Pelosi, at least, wouldn’t give a direct one when asked if the H.R. 1 was designed to have a chance in the Senate. Instead, she emphasized the broad popularity of the underlying components. “Our best friend in this debate is the public,” she said. “And as the public observes this H.R. 1 agenda going forward, we believe that it will have great support, and that message won’t be lost on the Senate, or on the president of the United States.”

“This is bipartisan when it comes to the American people,” New Jersey Rep.-elect Tom Malinowski added. He said that he had to win plenty of Republican voters to carry his district, and none of them were turned off by the sorts of things Democrats were considering for H.R. 1. “The only question is will it be bipartisan when it comes to, say, the United States Senate?
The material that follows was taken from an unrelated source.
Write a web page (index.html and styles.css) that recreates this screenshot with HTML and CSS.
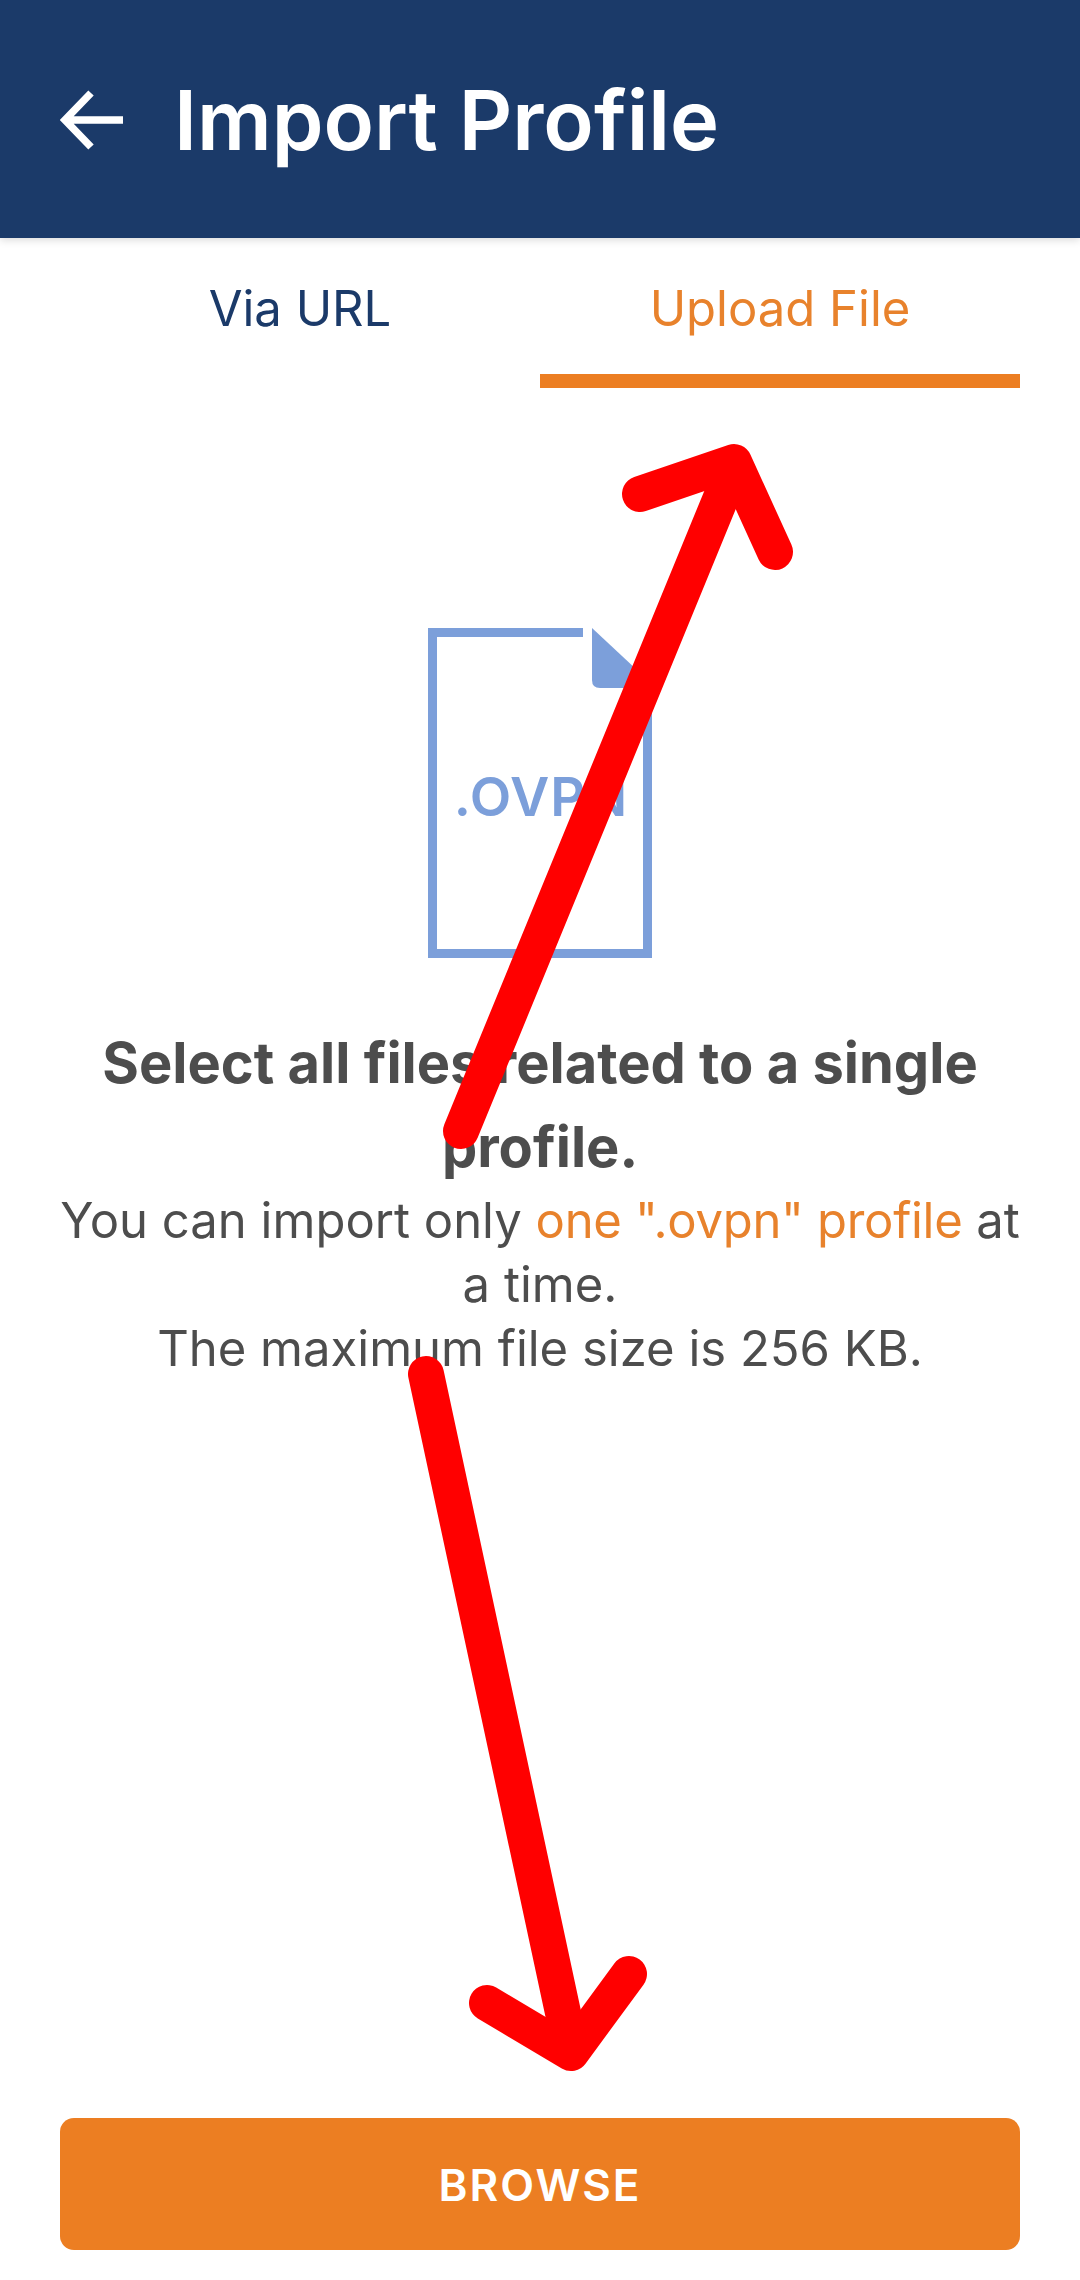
FILE: index.html
```html
<!DOCTYPE html>
<html lang="en">
<head>
  <meta charset="UTF-8" />
  <meta name="viewport" content="width=device-width, initial-scale=1.0"/>
  <title>Import Profile</title>
  <link rel="stylesheet" href="styles.css">
</head>

<body>
  <div class="page">
    <header class="app-bar">
      <svg class="back-icon" viewBox="0 0 64 64" width="64" height="64">
        <path d="M63 32H6M31 5L5 32l26 27" fill="none" stroke="#fff" stroke-width="7.5"/>
      </svg>
      <h1>Import Profile</h1>
    </header>

    <nav class="tabs">
      <div class="tab">Via URL</div>
      <div class="tab active">Upload File</div>
    </nav>

    <main class="content">
      <svg class="file-icon" viewBox="0 0 224 330" width="224" height="330">
        <path d="M155 4.500H4.500V325.500H219.500V72" fill="none" stroke="#7c9fda" stroke-width="9"/>
        <path d="M164 0L224 56V60H172Q164 60 164 52Z" fill="#7c9fda"/>
        <text class="file-label" x="113" y="188" text-anchor="middle">.OVPN</text>
      </svg>

      <h2>Select all files related to a single profile.</h2>
      <p>You can import only <span class="hl">one ".ovpn" profile</span> at a time.<br>The maximum file size is 256 KB.</p>
    </main>

    <button class="browse-btn">BROWSE</button>
  </div>

  <!-- red marks drawn on top of the screenshot -->
  <svg class="marks" viewBox="0 0 1080 2280" width="1080" height="2280">
    <g fill="none" stroke="#ff0000" stroke-width="36" stroke-linecap="round" stroke-linejoin="round">
      <path d="M461 1131L734 466"/>
      <path d="M640 494L734 462L775 552"/>
      <path d="M426 1374L571 2050"/>
      <path d="M487 2003L571 2053L629 1974"/>
    </g>
  </svg>
</body>
</html>
```

FILE: styles.css
```css
* {
  margin: 0;
  padding: 0;
  box-sizing: border-box;
  font-family: 'Inter', sans-serif;
}

body {
  background: #ffffff;
  position: relative;
}

.page {
  display: flex;
  flex-direction: column;
  height: 2280px;
  padding-bottom: 30px;
}

.app-bar {
  display: flex;
  align-items: center;
  gap: 50px;
  height: 238px;
  padding: 2px 0 0 60px;
  background: #1b3a69;
  box-shadow: 0 2px 8px rgba(0, 0, 0, 0.15);
}

.back-icon {
  flex: none;
}

.app-bar h1 {
  font-size: 83px;
  font-weight: 600;
  color: #ffffff;
}

.tabs {
  display: flex;
  padding: 0 60px;
}

.tab {
  flex: 1;
  height: 150px;
  padding-top: 41px;
  text-align: center;
  font-size: 49px;
  line-height: 60px;
  color: #1b3a69;
}

.tab.active {
  color: #e8822c;
  border-bottom: 14px solid #ec7e22;
}

.content {
  flex: 1;
  display: flex;
  flex-direction: column;
  align-items: center;
  padding: 240px 50px 0;
  text-align: center;
}

.file-label {
  font-size: 54px;
  font-weight: 600;
  letter-spacing: 1px;
  fill: #7c9fda;
}

.content h2 {
  margin-top: 63px;
  font-size: 56px;
  font-weight: 700;
  line-height: 84px;
  color: #4d4d4d;
}

.content p {
  font-size: 49px;
  line-height: 64px;
  color: #4d4d4d;
}

.hl {
  color: #e8822c;
  letter-spacing: -0.3px;
}

.browse-btn {
  height: 132px;
  margin: 0 60px;
  padding-top: 2px;
  border: none;
  border-radius: 14px;
  background: #ec7e22;
  color: #ffffff;
  font-size: 44px;
  font-weight: 600;
  letter-spacing: 2px;
}

.marks {
  position: absolute;
  top: 0;
  left: 0;
}
```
And that’s up to them”—i.e., Mitch McConnell—“to decide.”

Maryland Rep. John Sarbanes, head of the task force that is putting together the legislation, concurred. “H.R. 1 is not being built for Mitch McConnell,” Sarbanes said. “It’s being built for the American people.”

Unfortunately, the American people don’t control the Senate floor calendar. Mitch McConnell does. And the subtext of these indirect answers about “the people” is a pretty direct answer: No, obviously Senate Republicans aren’t going to do anything with this, and Democrats will hold that against them in the 2020 campaign. McConnell, in a Wall Street Journal interview Monday night, confirmed that he wants nothing to do with the bill, putting it in the bucket of measures House Democrats would try to pass “knowing full well that I’m not going to take them up.” H.R. 1, he said, is “not going to go anywhere in the Senate.”

Pelosi had been anticipating this. “Democrats ran and won a resounding victory in part on our commitment to restore integrity in Washington,” Drew Hammill, a Pelosi spokesman, told me. “We are more than happy to make the issue too hot to handle for those who try to obstruct the clear will of the people.”

Even if Pelosi wasn’t surprised by this, a lot of Democratic freshmen seem to be under the impression that, or are at least acting as if, not every issue will instantly freeze into this sort of intra-gridlock. In a letter Monday, 46 incoming Democrats wrote their leadership insisting, among other things, that they prioritize a bipartisan legislative agenda that should include “the cost of healthcare and prescription drugs, our crumbling infrastructure, immigration, gun safety, the environment, and criminal justice reform.” They added that they had a “mandate” to work across the aisle to pass such legislation. (It’s unclear which House Republicans they view as particularly gettable in the new Congress. These same new Democrats, after all, just beat all of the gettable ones.)

McConnell, in his interview, guessed that Pelosi would “prefer” to “see what she can do on a bipartisan basis” while also offering partisan legislation to the party base here and there. And there may well be some opportunity on, say, infrastructure, now that the president is eager to spend money on it. But most of what House Democrats want to do, even if they believe it should have bipartisan appeal, won’t garner the Republican support necessary to make it to the president’s desk. Policy differences aside, Republicans have an electoral incentive to portray House Democrats as unserious, wild-eyed lunatics incapable of governance. Expect, then, House Democrats to pass various items like H.R. 1 that, as Malinowski put it, are “bipartisan when it comes to the American people”: some form of the DREAM Act, expanded gun background checks, a shoring up of the Affordable Care Act’s exchanges. Then they’ll run in 2020 against Republican obstruction of legislation that the country broadly supports.

It ultimately won’t matter much whether Democrats’ legislative strategy is to try to pass bipartisan compromise legislation, or just to showcase Democratic priorities ahead of 2020. Gridlock will preclude most of the former, and the latter will be all that’s left.